* start Collected material *
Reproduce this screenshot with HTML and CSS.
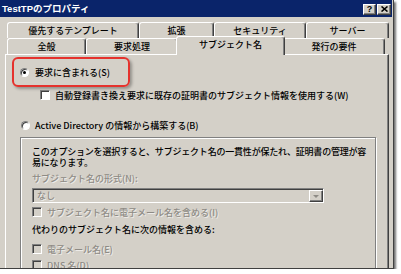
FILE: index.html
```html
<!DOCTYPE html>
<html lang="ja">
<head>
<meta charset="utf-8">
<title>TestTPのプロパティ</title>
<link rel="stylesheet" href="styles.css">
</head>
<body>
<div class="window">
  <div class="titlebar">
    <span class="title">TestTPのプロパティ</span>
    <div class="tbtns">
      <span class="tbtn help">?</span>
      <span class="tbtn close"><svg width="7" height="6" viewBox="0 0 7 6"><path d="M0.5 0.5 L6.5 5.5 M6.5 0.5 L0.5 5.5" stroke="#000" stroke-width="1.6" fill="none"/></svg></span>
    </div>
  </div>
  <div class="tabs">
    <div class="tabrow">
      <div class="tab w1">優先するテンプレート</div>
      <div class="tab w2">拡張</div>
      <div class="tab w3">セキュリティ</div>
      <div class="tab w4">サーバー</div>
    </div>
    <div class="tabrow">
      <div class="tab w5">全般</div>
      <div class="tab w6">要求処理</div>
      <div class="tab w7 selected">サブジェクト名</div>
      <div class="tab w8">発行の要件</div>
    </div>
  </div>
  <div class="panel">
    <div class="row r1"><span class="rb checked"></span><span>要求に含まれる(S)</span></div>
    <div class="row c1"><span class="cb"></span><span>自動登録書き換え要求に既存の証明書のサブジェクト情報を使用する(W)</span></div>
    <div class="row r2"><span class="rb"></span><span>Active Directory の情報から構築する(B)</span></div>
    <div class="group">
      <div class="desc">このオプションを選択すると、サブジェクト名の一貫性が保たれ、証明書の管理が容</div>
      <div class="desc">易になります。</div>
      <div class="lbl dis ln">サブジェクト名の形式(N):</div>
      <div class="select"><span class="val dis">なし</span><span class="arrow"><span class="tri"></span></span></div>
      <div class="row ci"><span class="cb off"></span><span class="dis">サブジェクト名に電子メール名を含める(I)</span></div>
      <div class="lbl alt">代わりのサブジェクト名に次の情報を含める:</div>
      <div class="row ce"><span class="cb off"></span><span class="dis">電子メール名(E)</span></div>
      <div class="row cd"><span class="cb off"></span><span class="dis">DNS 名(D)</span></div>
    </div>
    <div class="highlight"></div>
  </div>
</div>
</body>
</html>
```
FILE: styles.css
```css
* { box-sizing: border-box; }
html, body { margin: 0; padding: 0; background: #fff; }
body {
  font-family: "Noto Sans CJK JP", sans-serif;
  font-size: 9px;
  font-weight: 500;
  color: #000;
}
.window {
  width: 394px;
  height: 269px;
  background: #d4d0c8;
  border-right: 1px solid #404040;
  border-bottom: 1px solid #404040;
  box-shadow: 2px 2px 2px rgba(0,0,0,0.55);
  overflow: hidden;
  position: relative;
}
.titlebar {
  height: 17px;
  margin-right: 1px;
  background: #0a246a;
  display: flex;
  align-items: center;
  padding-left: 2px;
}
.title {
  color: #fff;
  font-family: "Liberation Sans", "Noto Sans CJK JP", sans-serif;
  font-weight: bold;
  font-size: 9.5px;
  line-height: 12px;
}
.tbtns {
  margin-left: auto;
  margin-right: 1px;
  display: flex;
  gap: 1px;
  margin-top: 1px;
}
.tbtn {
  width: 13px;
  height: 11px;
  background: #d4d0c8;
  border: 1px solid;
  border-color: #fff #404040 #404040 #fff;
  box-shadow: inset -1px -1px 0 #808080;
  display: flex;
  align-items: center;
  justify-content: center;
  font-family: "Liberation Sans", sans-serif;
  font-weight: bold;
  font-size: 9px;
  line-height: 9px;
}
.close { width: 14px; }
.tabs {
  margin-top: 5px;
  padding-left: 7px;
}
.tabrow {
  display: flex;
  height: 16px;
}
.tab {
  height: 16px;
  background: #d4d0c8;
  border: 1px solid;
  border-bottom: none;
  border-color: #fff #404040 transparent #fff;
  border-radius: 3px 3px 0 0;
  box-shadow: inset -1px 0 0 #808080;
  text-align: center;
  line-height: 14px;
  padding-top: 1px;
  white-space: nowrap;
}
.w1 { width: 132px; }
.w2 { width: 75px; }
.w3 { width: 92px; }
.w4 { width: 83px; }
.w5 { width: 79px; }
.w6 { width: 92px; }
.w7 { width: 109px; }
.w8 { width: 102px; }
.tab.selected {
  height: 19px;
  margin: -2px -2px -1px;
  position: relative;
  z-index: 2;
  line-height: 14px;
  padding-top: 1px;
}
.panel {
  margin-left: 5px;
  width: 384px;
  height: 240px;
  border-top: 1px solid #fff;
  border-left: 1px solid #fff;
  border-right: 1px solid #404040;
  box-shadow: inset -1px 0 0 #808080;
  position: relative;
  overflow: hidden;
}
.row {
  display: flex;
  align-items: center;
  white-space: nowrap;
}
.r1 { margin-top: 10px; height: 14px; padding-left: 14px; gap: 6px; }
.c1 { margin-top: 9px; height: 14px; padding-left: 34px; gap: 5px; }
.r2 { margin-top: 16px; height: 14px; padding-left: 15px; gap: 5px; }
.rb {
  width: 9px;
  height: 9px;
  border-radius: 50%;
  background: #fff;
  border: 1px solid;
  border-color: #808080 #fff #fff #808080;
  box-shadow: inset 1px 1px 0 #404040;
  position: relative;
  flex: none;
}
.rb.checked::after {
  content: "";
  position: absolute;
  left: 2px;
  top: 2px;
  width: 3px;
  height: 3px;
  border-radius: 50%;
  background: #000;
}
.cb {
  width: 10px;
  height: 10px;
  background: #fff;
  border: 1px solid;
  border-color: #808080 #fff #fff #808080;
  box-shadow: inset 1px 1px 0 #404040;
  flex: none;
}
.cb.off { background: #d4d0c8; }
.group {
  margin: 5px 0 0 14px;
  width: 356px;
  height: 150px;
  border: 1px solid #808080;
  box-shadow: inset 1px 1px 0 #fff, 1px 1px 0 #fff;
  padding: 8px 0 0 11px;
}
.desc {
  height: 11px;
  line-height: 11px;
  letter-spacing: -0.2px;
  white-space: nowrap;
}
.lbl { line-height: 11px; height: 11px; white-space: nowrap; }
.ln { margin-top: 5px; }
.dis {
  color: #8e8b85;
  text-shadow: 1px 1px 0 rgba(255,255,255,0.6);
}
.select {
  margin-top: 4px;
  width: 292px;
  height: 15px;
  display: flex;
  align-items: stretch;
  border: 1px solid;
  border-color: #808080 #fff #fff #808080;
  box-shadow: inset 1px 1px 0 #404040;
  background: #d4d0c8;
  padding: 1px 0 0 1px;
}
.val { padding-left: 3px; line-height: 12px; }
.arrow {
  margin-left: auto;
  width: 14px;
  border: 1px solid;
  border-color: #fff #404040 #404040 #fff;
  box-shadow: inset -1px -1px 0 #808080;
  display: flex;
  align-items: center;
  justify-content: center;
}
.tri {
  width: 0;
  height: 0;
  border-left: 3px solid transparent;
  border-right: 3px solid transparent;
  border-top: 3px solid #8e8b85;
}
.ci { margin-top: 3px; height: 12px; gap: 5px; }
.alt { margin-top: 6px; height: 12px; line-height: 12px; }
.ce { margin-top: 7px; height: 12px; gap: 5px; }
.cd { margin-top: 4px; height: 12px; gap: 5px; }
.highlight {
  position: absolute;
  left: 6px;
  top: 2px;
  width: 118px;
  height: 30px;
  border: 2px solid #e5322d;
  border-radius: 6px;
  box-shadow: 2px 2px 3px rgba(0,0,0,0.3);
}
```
* end Collected material *
Repeat the material above in full and unchanged, minus its images.

Reproduce this screenshot with HTML and CSS.
FILE: index.html
```html
<!DOCTYPE html>
<html lang="ja">
<head>
<meta charset="utf-8">
<title>TestTPのプロパティ</title>
<link rel="stylesheet" href="styles.css">
</head>
<body>
<div class="window">
  <div class="titlebar">
    <span class="title">TestTPのプロパティ</span>
    <div class="tbtns">
      <span class="tbtn help">?</span>
      <span class="tbtn close"><svg width="7" height="6" viewBox="0 0 7 6"><path d="M0.5 0.5 L6.5 5.5 M6.5 0.5 L0.5 5.5" stroke="#000" stroke-width="1.6" fill="none"/></svg></span>
    </div>
  </div>
  <div class="tabs">
    <div class="tabrow">
      <div class="tab w1">優先するテンプレート</div>
      <div class="tab w2">拡張</div>
      <div class="tab w3">セキュリティ</div>
      <div class="tab w4">サーバー</div>
    </div>
    <div class="tabrow">
      <div class="tab w5">全般</div>
      <div class="tab w6">要求処理</div>
      <div class="tab w7 selected">サブジェクト名</div>
      <div class="tab w8">発行の要件</div>
    </div>
  </div>
  <div class="panel">
    <div class="row r1"><span class="rb checked"></span><span>要求に含まれる(S)</span></div>
    <div class="row c1"><span class="cb"></span><span>自動登録書き換え要求に既存の証明書のサブジェクト情報を使用する(W)</span></div>
    <div class="row r2"><span class="rb"></span><span>Active Directory の情報から構築する(B)</span></div>
    <div class="group">
      <div class="desc">このオプションを選択すると、サブジェクト名の一貫性が保たれ、証明書の管理が容</div>
      <div class="desc">易になります。</div>
      <div class="lbl dis ln">サブジェクト名の形式(N):</div>
      <div class="select"><span class="val dis">なし</span><span class="arrow"><span class="tri"></span></span></div>
      <div class="row ci"><span class="cb off"></span><span class="dis">サブジェクト名に電子メール名を含める(I)</span></div>
      <div class="lbl alt">代わりのサブジェクト名に次の情報を含める:</div>
      <div class="row ce"><span class="cb off"></span><span class="dis">電子メール名(E)</span></div>
      <div class="row cd"><span class="cb off"></span><span class="dis">DNS 名(D)</span></div>
    </div>
    <div class="highlight"></div>
  </div>
</div>
</body>
</html>
```
FILE: styles.css
```css
* { box-sizing: border-box; }
html, body { margin: 0; padding: 0; background: #fff; }
body {
  font-family: "Noto Sans CJK JP", sans-serif;
  font-size: 9px;
  font-weight: 500;
  color: #000;
}
.window {
  width: 394px;
  height: 269px;
  background: #d4d0c8;
  border-right: 1px solid #404040;
  border-bottom: 1px solid #404040;
  box-shadow: 2px 2px 2px rgba(0,0,0,0.55);
  overflow: hidden;
  position: relative;
}
.titlebar {
  height: 17px;
  margin-right: 1px;
  background: #0a246a;
  display: flex;
  align-items: center;
  padding-left: 2px;
}
.title {
  color: #fff;
  font-family: "Liberation Sans", "Noto Sans CJK JP", sans-serif;
  font-weight: bold;
  font-size: 9.5px;
  line-height: 12px;
}
.tbtns {
  margin-left: auto;
  margin-right: 1px;
  display: flex;
  gap: 1px;
  margin-top: 1px;
}
.tbtn {
  width: 13px;
  height: 11px;
  background: #d4d0c8;
  border: 1px solid;
  border-color: #fff #404040 #404040 #fff;
  box-shadow: inset -1px -1px 0 #808080;
  display: flex;
  align-items: center;
  justify-content: center;
  font-family: "Liberation Sans", sans-serif;
  font-weight: bold;
  font-size: 9px;
  line-height: 9px;
}
.close { width: 14px; }
.tabs {
  margin-top: 5px;
  padding-left: 7px;
}
.tabrow {
  display: flex;
  height: 16px;
}
.tab {
  height: 16px;
  background: #d4d0c8;
  border: 1px solid;
  border-bottom: none;
  border-color: #fff #404040 transparent #fff;
  border-radius: 3px 3px 0 0;
  box-shadow: inset -1px 0 0 #808080;
  text-align: center;
  line-height: 14px;
  padding-top: 1px;
  white-space: nowrap;
}
.w1 { width: 132px; }
.w2 { width: 75px; }
.w3 { width: 92px; }
.w4 { width: 83px; }
.w5 { width: 79px; }
.w6 { width: 92px; }
.w7 { width: 109px; }
.w8 { width: 102px; }
.tab.selected {
  height: 19px;
  margin: -2px -2px -1px;
  position: relative;
  z-index: 2;
  line-height: 14px;
  padding-top: 1px;
}
.panel {
  margin-left: 5px;
  width: 384px;
  height: 240px;
  border-top: 1px solid #fff;
  border-left: 1px solid #fff;
  border-right: 1px solid #404040;
  box-shadow: inset -1px 0 0 #808080;
  position: relative;
  overflow: hidden;
}
.row {
  display: flex;
  align-items: center;
  white-space: nowrap;
}
.r1 { margin-top: 10px; height: 14px; padding-left: 14px; gap: 6px; }
.c1 { margin-top: 9px; height: 14px; padding-left: 34px; gap: 5px; }
.r2 { margin-top: 16px; height: 14px; padding-left: 15px; gap: 5px; }
.rb {
  width: 9px;
  height: 9px;
  border-radius: 50%;
  background: #fff;
  border: 1px solid;
  border-color: #808080 #fff #fff #808080;
  box-shadow: inset 1px 1px 0 #404040;
  position: relative;
  flex: none;
}
.rb.checked::after {
  content: "";
  position: absolute;
  left: 2px;
  top: 2px;
  width: 3px;
  height: 3px;
  border-radius: 50%;
  background: #000;
}
.cb {
  width: 10px;
  height: 10px;
  background: #fff;
  border: 1px solid;
  border-color: #808080 #fff #fff #808080;
  box-shadow: inset 1px 1px 0 #404040;
  flex: none;
}
.cb.off { background: #d4d0c8; }
.group {
  margin: 5px 0 0 14px;
  width: 356px;
  height: 150px;
  border: 1px solid #808080;
  box-shadow: inset 1px 1px 0 #fff, 1px 1px 0 #fff;
  padding: 8px 0 0 11px;
}
.desc {
  height: 11px;
  line-height: 11px;
  letter-spacing: -0.2px;
  white-space: nowrap;
}
.lbl { line-height: 11px; height: 11px; white-space: nowrap; }
.ln { margin-top: 5px; }
.dis {
  color: #8e8b85;
  text-shadow: 1px 1px 0 rgba(255,255,255,0.6);
}
.select {
  margin-top: 4px;
  width: 292px;
  height: 15px;
  display: flex;
  align-items: stretch;
  border: 1px solid;
  border-color: #808080 #fff #fff #808080;
  box-shadow: inset 1px 1px 0 #404040;
  background: #d4d0c8;
  padding: 1px 0 0 1px;
}
.val { padding-left: 3px; line-height: 12px; }
.arrow {
  margin-left: auto;
  width: 14px;
  border: 1px solid;
  border-color: #fff #404040 #404040 #fff;
  box-shadow: inset -1px -1px 0 #808080;
  display: flex;
  align-items: center;
  justify-content: center;
}
.tri {
  width: 0;
  height: 0;
  border-left: 3px solid transparent;
  border-right: 3px solid transparent;
  border-top: 3px solid #8e8b85;
}
.ci { margin-top: 3px; height: 12px; gap: 5px; }
.alt { margin-top: 6px; height: 12px; line-height: 12px; }
.ce { margin-top: 7px; height: 12px; gap: 5px; }
.cd { margin-top: 4px; height: 12px; gap: 5px; }
.highlight {
  position: absolute;
  left: 6px;
  top: 2px;
  width: 118px;
  height: 30px;
  border: 2px solid #e5322d;
  border-radius: 6px;
  box-shadow: 2px 2px 3px rgba(0,0,0,0.3);
}
```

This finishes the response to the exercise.